DATA:

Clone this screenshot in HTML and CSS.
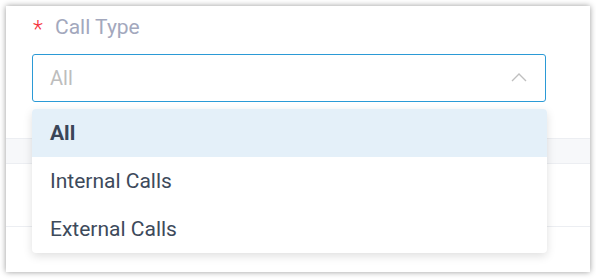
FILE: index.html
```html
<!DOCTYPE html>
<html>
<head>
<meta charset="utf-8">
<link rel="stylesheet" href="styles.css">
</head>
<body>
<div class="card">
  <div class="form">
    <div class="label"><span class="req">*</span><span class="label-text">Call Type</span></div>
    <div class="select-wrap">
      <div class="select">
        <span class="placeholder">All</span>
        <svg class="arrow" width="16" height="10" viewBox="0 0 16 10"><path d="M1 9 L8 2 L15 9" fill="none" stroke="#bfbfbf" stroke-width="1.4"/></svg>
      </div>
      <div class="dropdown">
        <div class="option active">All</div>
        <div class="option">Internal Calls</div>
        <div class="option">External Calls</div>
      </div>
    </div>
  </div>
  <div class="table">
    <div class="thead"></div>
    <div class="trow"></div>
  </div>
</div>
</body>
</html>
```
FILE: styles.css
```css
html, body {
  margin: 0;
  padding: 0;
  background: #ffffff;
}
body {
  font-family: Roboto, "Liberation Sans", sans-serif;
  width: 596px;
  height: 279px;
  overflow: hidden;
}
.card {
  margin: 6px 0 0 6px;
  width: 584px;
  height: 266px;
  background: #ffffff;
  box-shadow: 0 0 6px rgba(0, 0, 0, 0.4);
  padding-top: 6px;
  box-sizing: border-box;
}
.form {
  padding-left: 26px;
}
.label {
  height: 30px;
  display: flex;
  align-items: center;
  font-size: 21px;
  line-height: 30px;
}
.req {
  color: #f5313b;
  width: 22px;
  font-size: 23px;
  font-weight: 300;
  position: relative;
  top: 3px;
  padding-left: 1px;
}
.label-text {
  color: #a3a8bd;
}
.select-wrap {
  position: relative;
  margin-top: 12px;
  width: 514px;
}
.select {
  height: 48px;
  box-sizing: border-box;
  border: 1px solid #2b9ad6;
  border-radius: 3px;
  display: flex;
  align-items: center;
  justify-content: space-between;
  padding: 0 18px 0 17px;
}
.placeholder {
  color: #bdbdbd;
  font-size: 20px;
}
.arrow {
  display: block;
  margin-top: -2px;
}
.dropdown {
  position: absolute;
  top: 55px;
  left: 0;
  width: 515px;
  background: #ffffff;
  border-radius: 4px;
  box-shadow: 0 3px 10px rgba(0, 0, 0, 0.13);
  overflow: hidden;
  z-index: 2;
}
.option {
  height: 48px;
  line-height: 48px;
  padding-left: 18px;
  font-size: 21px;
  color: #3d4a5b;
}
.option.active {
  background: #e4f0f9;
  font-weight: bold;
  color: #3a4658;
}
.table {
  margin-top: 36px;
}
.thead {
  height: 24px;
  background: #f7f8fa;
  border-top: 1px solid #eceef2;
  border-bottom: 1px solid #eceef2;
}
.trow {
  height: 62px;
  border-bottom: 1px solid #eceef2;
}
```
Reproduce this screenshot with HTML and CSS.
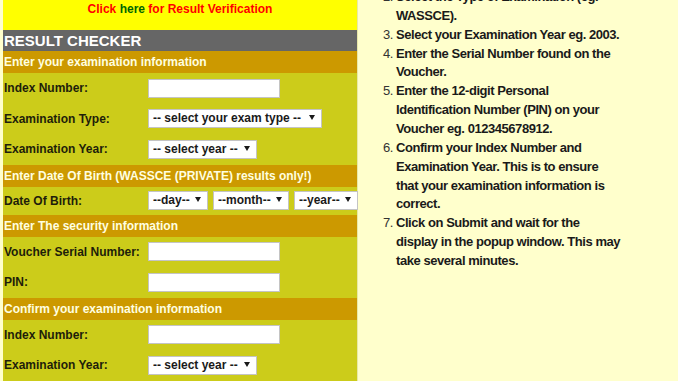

WRITTEN PROBLEM: Repeat the data in full and exactly. Omit pictures.

TASK RESULT:
Clone this screenshot in HTML and CSS.
FILE: index.html
```html
<!DOCTYPE html>
<html>
<head>
<meta charset="utf-8">
<link rel="stylesheet" href="styles.css">
</head>
<body>
<div class="card">
  <div class="form">
    <div class="label"><span class="req">*</span><span class="label-text">Call Type</span></div>
    <div class="select-wrap">
      <div class="select">
        <span class="placeholder">All</span>
        <svg class="arrow" width="16" height="10" viewBox="0 0 16 10"><path d="M1 9 L8 2 L15 9" fill="none" stroke="#bfbfbf" stroke-width="1.4"/></svg>
      </div>
      <div class="dropdown">
        <div class="option active">All</div>
        <div class="option">Internal Calls</div>
        <div class="option">External Calls</div>
      </div>
    </div>
  </div>
  <div class="table">
    <div class="thead"></div>
    <div class="trow"></div>
  </div>
</div>
</body>
</html>
```
FILE: styles.css
```css
html, body {
  margin: 0;
  padding: 0;
  background: #ffffff;
}
body {
  font-family: Roboto, "Liberation Sans", sans-serif;
  width: 596px;
  height: 279px;
  overflow: hidden;
}
.card {
  margin: 6px 0 0 6px;
  width: 584px;
  height: 266px;
  background: #ffffff;
  box-shadow: 0 0 6px rgba(0, 0, 0, 0.4);
  padding-top: 6px;
  box-sizing: border-box;
}
.form {
  padding-left: 26px;
}
.label {
  height: 30px;
  display: flex;
  align-items: center;
  font-size: 21px;
  line-height: 30px;
}
.req {
  color: #f5313b;
  width: 22px;
  font-size: 23px;
  font-weight: 300;
  position: relative;
  top: 3px;
  padding-left: 1px;
}
.label-text {
  color: #a3a8bd;
}
.select-wrap {
  position: relative;
  margin-top: 12px;
  width: 514px;
}
.select {
  height: 48px;
  box-sizing: border-box;
  border: 1px solid #2b9ad6;
  border-radius: 3px;
  display: flex;
  align-items: center;
  justify-content: space-between;
  padding: 0 18px 0 17px;
}
.placeholder {
  color: #bdbdbd;
  font-size: 20px;
}
.arrow {
  display: block;
  margin-top: -2px;
}
.dropdown {
  position: absolute;
  top: 55px;
  left: 0;
  width: 515px;
  background: #ffffff;
  border-radius: 4px;
  box-shadow: 0 3px 10px rgba(0, 0, 0, 0.13);
  overflow: hidden;
  z-index: 2;
}
.option {
  height: 48px;
  line-height: 48px;
  padding-left: 18px;
  font-size: 21px;
  color: #3d4a5b;
}
.option.active {
  background: #e4f0f9;
  font-weight: bold;
  color: #3a4658;
}
.table {
  margin-top: 36px;
}
.thead {
  height: 24px;
  background: #f7f8fa;
  border-top: 1px solid #eceef2;
  border-bottom: 1px solid #eceef2;
}
.trow {
  height: 62px;
  border-bottom: 1px solid #eceef2;
}
```
Reproduce this screenshot with HTML and CSS.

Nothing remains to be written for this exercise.